Code that builds pages:
• • • •

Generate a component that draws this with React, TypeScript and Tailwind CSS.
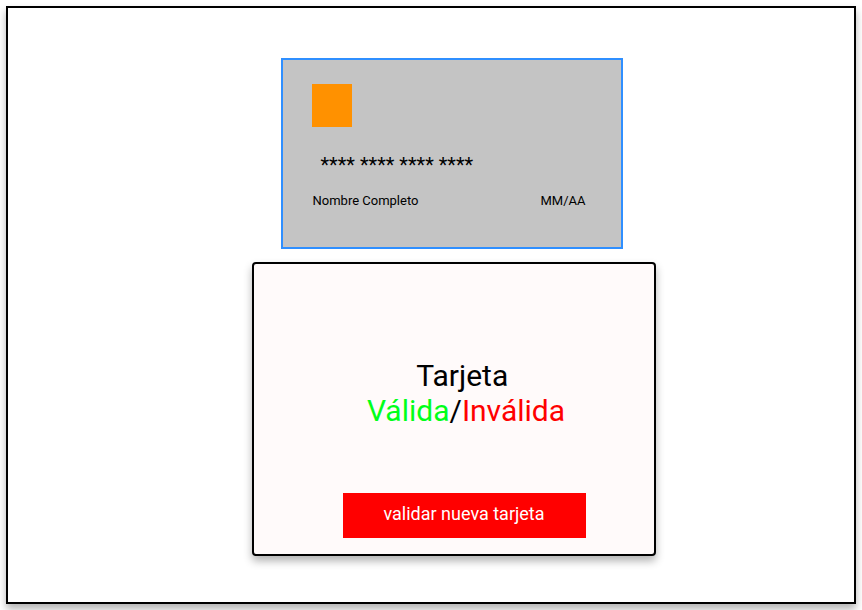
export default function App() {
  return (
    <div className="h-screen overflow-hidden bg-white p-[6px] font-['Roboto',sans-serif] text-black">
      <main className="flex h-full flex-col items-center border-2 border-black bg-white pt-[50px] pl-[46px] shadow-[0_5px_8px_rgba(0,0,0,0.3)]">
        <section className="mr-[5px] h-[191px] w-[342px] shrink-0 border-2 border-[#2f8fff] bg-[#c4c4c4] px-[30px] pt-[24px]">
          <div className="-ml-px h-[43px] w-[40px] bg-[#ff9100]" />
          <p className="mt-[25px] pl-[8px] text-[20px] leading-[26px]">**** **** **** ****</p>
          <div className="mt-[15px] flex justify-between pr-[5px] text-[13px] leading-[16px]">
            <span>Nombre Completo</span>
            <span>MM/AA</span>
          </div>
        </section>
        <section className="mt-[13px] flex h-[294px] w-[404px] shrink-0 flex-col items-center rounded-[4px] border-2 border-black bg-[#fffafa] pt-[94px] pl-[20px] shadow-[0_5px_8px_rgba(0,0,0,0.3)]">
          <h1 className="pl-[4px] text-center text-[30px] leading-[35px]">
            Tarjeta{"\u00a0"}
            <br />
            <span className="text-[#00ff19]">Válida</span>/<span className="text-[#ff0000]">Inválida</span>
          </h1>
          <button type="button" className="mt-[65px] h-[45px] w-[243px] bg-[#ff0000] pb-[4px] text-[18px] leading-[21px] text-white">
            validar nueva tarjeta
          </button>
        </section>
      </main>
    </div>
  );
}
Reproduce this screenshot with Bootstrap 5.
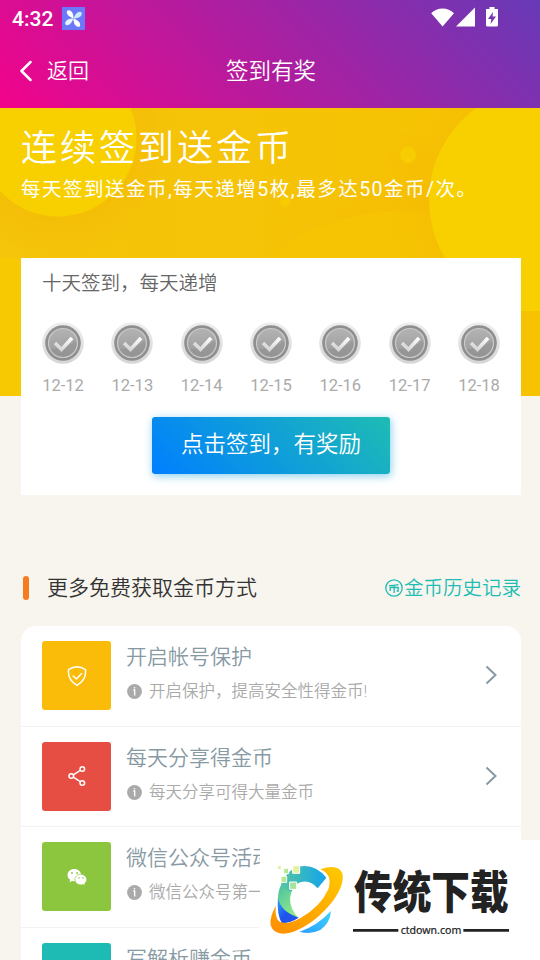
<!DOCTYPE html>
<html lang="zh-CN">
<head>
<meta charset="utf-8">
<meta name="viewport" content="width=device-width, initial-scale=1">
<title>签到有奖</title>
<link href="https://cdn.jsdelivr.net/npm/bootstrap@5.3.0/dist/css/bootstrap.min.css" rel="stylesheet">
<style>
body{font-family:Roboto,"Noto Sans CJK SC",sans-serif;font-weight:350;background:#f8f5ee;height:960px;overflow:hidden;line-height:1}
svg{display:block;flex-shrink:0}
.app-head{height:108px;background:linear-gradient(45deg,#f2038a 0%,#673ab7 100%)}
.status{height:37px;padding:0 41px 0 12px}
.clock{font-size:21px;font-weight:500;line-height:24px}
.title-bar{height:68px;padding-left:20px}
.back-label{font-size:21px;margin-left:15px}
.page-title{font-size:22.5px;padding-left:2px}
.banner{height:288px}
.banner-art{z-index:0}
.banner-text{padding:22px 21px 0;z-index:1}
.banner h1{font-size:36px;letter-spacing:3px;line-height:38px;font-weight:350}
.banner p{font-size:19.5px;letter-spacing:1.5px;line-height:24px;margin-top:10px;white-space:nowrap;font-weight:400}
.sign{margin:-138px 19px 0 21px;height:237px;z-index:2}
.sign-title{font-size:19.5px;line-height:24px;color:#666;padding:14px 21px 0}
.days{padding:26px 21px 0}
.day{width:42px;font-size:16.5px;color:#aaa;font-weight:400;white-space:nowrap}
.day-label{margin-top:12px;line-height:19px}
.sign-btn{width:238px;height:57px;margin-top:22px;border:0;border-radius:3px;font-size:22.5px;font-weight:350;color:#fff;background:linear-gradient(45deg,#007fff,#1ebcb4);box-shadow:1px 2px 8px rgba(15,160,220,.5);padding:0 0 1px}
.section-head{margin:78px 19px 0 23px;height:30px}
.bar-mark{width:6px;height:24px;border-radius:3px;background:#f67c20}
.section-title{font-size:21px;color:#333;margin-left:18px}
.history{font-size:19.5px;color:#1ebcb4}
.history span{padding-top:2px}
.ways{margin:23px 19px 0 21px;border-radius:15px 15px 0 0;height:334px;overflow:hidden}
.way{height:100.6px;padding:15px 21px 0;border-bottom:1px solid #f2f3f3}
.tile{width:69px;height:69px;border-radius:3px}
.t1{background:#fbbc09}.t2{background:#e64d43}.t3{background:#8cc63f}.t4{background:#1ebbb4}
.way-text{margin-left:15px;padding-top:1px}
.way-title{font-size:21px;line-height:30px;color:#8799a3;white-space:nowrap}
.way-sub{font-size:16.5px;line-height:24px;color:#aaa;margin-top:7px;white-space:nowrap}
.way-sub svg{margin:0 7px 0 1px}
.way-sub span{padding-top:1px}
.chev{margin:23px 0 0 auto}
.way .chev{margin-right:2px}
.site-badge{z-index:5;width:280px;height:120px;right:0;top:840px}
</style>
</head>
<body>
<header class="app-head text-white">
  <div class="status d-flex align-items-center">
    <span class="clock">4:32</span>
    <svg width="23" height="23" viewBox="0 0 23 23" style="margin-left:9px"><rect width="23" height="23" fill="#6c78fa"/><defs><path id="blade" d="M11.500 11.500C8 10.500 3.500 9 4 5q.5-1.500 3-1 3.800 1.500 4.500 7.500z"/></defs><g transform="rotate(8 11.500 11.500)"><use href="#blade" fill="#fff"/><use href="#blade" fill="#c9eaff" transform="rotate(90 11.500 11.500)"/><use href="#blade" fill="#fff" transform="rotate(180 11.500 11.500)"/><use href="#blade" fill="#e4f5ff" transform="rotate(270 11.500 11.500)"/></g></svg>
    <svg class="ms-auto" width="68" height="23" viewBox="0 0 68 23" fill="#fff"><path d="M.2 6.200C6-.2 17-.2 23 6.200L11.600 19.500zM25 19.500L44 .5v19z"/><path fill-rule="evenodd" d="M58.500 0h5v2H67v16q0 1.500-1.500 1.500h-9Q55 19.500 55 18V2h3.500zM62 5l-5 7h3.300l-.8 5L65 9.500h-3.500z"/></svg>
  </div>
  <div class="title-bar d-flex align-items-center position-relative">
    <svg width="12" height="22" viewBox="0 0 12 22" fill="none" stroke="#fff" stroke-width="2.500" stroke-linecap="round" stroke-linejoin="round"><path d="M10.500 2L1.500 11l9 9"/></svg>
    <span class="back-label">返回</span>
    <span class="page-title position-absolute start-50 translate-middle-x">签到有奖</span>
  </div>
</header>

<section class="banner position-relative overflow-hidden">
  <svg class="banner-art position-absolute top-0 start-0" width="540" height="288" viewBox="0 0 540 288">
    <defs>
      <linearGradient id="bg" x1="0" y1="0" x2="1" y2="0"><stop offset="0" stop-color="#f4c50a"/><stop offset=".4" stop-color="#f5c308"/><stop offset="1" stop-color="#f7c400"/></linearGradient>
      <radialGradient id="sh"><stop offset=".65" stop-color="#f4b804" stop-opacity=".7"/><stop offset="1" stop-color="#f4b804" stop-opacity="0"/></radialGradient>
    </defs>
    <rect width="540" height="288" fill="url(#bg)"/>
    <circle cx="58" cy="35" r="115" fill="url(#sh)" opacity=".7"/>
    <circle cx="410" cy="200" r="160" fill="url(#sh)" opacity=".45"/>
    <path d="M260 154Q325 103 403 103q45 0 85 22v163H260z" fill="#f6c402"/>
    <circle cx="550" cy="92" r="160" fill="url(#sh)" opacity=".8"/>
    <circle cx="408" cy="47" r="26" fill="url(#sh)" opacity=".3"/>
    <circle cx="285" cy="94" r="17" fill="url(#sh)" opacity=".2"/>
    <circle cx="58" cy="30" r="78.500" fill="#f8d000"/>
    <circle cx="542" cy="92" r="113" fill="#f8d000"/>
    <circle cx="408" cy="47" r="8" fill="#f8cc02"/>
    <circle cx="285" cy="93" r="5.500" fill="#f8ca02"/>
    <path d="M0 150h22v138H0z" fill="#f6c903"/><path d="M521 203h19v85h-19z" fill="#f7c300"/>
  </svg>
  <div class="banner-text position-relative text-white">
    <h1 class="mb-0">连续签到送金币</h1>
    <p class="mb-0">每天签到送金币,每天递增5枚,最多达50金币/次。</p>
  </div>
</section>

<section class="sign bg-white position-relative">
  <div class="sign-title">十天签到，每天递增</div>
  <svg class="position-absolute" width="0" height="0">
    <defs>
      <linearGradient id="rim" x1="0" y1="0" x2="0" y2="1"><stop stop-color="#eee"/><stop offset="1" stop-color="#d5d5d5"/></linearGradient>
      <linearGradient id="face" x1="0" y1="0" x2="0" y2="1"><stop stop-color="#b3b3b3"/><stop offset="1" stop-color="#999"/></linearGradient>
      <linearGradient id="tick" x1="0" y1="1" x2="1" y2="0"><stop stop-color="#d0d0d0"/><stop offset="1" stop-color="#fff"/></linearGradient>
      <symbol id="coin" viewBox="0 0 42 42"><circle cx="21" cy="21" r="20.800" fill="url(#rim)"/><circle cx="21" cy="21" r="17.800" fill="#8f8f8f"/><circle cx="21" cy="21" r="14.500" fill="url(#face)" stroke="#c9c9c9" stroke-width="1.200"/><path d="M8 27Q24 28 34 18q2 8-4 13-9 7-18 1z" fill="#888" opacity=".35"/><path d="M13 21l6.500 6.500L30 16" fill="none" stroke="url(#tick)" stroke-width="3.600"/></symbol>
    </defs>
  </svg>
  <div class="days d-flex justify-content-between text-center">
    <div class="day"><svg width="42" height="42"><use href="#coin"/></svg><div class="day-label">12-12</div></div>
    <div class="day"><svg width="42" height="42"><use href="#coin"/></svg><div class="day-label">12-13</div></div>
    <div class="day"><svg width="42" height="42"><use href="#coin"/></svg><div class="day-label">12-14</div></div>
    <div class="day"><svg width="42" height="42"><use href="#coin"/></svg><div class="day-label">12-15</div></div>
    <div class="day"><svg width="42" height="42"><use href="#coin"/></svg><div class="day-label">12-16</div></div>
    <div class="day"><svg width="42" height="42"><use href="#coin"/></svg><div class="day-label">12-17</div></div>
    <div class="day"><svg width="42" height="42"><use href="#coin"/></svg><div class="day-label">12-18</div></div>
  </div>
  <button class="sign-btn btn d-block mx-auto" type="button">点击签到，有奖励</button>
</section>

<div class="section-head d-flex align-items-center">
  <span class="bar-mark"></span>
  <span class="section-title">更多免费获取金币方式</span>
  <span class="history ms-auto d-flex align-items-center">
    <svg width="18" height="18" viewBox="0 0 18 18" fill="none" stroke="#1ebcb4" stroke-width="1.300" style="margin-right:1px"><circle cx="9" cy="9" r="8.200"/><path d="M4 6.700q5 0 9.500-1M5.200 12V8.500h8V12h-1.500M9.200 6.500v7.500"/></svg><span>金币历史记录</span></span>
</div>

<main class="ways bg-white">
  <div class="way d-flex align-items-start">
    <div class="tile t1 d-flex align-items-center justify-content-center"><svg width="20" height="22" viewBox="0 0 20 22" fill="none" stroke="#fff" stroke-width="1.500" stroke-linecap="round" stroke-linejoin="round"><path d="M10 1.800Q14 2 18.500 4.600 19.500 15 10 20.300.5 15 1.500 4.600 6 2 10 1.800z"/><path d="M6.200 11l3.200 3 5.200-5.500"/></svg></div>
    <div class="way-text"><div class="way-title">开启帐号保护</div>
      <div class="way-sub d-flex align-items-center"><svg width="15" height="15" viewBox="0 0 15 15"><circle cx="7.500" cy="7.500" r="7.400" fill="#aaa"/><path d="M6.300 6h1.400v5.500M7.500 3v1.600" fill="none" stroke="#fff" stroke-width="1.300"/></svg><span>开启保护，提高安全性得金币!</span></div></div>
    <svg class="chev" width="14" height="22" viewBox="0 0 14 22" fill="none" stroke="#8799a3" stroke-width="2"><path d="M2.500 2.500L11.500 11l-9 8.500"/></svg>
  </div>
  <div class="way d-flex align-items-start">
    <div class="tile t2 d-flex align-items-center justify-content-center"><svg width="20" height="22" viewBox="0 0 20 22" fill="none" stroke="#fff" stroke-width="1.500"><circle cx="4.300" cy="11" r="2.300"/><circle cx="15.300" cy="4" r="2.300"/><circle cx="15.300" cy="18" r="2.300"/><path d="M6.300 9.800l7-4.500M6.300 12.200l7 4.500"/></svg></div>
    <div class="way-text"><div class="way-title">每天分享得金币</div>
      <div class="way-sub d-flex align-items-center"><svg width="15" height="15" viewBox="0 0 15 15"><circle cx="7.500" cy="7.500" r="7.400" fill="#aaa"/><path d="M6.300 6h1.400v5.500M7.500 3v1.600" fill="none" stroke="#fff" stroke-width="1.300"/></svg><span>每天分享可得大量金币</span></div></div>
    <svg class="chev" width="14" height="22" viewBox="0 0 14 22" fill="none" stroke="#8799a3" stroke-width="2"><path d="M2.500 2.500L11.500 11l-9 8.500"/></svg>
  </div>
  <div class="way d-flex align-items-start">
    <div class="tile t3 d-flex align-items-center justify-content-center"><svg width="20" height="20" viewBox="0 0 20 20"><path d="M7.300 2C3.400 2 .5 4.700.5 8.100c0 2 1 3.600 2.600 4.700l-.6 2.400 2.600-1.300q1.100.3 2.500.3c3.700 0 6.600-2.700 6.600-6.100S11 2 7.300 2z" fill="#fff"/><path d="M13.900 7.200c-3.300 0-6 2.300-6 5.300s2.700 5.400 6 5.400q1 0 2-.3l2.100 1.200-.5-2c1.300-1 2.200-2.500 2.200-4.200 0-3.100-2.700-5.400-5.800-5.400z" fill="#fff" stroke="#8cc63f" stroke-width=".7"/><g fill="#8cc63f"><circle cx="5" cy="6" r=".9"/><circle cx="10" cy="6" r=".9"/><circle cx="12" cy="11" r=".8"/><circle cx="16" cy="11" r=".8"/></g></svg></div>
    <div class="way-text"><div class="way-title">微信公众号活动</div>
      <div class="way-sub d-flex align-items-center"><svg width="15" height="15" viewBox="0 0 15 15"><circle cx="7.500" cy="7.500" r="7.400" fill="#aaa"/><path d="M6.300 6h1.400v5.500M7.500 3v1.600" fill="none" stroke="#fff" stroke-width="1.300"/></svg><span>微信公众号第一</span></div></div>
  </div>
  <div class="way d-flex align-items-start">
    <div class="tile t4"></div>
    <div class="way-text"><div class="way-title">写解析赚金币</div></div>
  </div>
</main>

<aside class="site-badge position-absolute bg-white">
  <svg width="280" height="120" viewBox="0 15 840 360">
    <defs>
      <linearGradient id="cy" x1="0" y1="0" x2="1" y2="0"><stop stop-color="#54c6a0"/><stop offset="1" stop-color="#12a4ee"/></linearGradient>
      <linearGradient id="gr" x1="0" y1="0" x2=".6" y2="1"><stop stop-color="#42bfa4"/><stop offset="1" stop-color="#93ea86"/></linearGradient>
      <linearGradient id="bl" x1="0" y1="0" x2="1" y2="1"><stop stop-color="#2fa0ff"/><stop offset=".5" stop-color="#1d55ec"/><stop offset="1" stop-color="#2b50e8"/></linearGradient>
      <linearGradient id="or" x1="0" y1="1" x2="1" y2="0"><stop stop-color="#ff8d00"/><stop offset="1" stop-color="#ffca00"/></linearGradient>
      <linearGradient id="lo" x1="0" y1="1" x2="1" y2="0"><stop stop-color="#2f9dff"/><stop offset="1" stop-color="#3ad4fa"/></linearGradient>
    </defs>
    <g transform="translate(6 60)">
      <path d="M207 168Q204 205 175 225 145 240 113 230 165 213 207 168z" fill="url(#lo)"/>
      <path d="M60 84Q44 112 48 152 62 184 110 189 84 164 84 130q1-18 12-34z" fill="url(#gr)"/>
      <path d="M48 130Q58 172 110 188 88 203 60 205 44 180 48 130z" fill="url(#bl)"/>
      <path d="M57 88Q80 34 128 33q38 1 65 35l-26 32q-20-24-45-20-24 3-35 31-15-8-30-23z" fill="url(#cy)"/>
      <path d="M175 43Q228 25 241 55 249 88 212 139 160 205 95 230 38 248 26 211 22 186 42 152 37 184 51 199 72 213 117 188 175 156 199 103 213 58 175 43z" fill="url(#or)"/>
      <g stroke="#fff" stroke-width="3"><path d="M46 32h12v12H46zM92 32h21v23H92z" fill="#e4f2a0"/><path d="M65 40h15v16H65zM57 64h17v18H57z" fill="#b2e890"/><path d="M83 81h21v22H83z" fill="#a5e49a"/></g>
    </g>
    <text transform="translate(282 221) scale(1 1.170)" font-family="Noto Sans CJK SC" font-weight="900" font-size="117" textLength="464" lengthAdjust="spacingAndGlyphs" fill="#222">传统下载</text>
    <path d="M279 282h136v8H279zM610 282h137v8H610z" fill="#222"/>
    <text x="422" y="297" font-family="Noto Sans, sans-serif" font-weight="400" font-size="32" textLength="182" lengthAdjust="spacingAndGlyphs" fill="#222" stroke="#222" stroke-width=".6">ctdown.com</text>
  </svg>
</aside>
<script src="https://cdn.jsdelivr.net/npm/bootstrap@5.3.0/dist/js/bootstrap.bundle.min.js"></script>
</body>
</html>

• • • •

■ **STATED PROBLEM**
Copy out every line of the data that includes the word "this".

■ **TASK RESULT**
Generate a component that draws this with React, TypeScript and Tailwind CSS.
Reproduce this screenshot with Bootstrap 5.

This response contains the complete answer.